28.5 Comparing the Cases
Here’s a summary table of the five cases discussed above. All cases assume that the class-conditional distributions \(f_k(\mathbf{x})\) follow a Normal or Multivariate-Normal Distribution, depending on the number of input features \(p\).

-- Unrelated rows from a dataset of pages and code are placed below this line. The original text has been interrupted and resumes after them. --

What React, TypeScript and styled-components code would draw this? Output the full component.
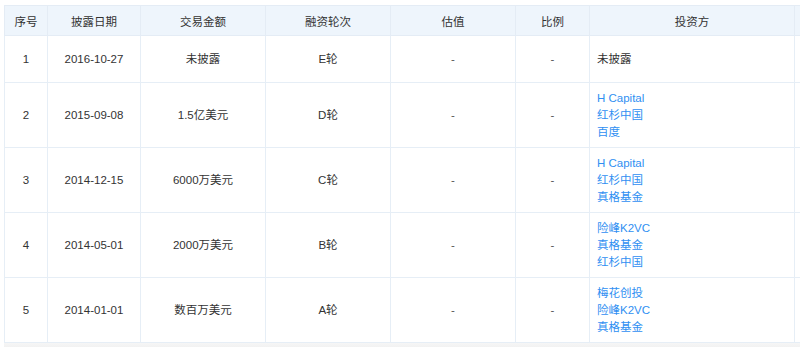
import { createGlobalStyle } from 'styled-components';
import styled from 'styled-components';

const GlobalStyle = createGlobalStyle`
  html, body {
    margin: 0;
    padding: 0;
    background: #fff;
    font-family: "Liberation Sans", "Noto Sans CJK SC", sans-serif;
  }
`;

const Page = styled.div`
  width: 800px;
  height: 347px;
  overflow: hidden;
  padding: 5px 0 0 4px;
  box-sizing: border-box;
`;

const Table = styled.table`
  border-collapse: collapse;
  table-layout: fixed;
  width: 890px;
  font-size: 11.5px;
  color: #333;
`;

const Col = styled.col<{ $w: number }>`
  width: ${(p) => p.$w}px;
`;

const HeadCell = styled.th`
  box-sizing: border-box;
  height: 30px;
  padding: 0;
  background: #eef5fc;
  border: 1px solid #e4ecf5;
  font-weight: normal;
  color: #333;
  text-align: center;
  vertical-align: middle;
`;

const Cell = styled.td<{ $left?: boolean }>`
  box-sizing: border-box;
  height: 47px;
  padding: 7px ${(p) => (p.$left ? '7px' : '4px')} 6px;
  border: 1px solid #e6eef6;
  text-align: ${(p) => (p.$left ? 'left' : 'center')};
  vertical-align: middle;
  line-height: 17px;
`;

const Dash = styled.span`
  color: #555;
`;

const Investor = styled.a`
  display: block;
  color: #2f8ff2;
  text-decoration: none;
`;

const Track = styled.div`
  height: 6px;
  background: linear-gradient(#f6f6f6, #f0f0f0);
  width: 890px;
`;

const columns = [
  { title: '序号', w: 43 },
  { title: '披露日期', w: 93 },
  { title: '交易金额', w: 125 },
  { title: '融资轮次', w: 125 },
  { title: '估值', w: 125 },
  { title: '比例', w: 74 },
  { title: '投资方', w: 205 },
  { title: '', w: 100 },
];

const rows = [
  { no: 1, date: '2016-10-27', amount: '未披露', round: 'E轮', investors: [] as string[], plain: '未披露' },
  { no: 2, date: '2015-09-08', amount: '1.5亿美元', round: 'D轮', investors: ['H Capital', '红杉中国', '百度'] },
  { no: 3, date: '2014-12-15', amount: '6000万美元', round: 'C轮', investors: ['H Capital', '红杉中国', '真格基金'] },
  { no: 4, date: '2014-05-01', amount: '2000万美元', round: 'B轮', investors: ['险峰K2VC', '真格基金', '红杉中国'] },
  { no: 5, date: '2014-01-01', amount: '数百万美元', round: 'A轮', investors: ['梅花创投', '险峰K2VC', '真格基金'] },
];

export default function App() {
  return (
    <Page>
      <GlobalStyle />
      <Table>
        <colgroup>
          {columns.map((c, i) => (
            <Col key={i} $w={c.w} />
          ))}
        </colgroup>
        <thead>
          <tr>
            {columns.map((c, i) => (
              <HeadCell key={i}>{c.title}</HeadCell>
            ))}
          </tr>
        </thead>
        <tbody>
          {rows.map((r) => (
            <tr key={r.no}>
              <Cell>{r.no}</Cell>
              <Cell>{r.date}</Cell>
              <Cell>{r.amount}</Cell>
              <Cell>{r.round}</Cell>
              <Cell>
                <Dash>-</Dash>
              </Cell>
              <Cell>
                <Dash>-</Dash>
              </Cell>
              <Cell $left>
                {r.plain
                  ? r.plain
                  : r.investors.map((name) => (
                      <Investor key={name} href="#">
                        {name}
                      </Investor>
                    ))}
              </Cell>
              <Cell />
            </tr>
          ))}
        </tbody>
      </Table>
      <Track />
    </Page>
  );
}
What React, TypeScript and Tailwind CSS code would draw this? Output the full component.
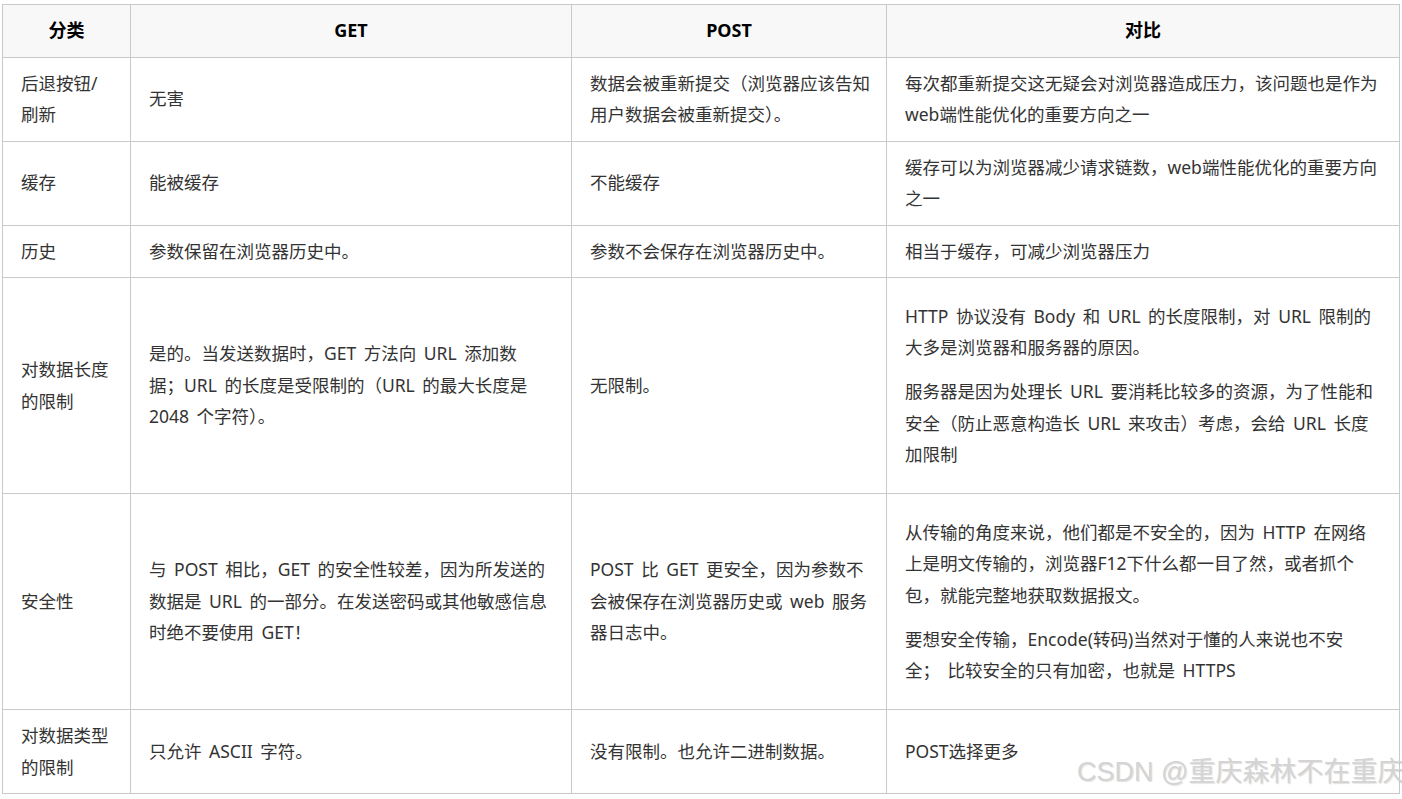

Cov Matrix | Priors | Method | Bayes Rule | Flexibility | Bias |
---|---|---|---|---|---|
Unequal across classes | Unequal across classes | QDA | quadratic | +++++ | + |
Equal across classes | Unequal across classes | LDA | linear | ++++ | ++ |
Equal across classes | Equal across classes | CDA | linear | +++ | +++ |
Equal across classes, diagonal | Equal across classes | Naive Bayes | linear | ++ | ++++ |
Equal across classes, identity | Equal across classes | Euclid. Dist. | linear | + | +++++ |
Notice that the cases are listed from more flexible to less flexible. Discriminant methods such as Naive Bayes imposes fairly restrictive assumptions. Also, notice that you can have discriminant methods with linear decision boundaries of different degrees of flexibility.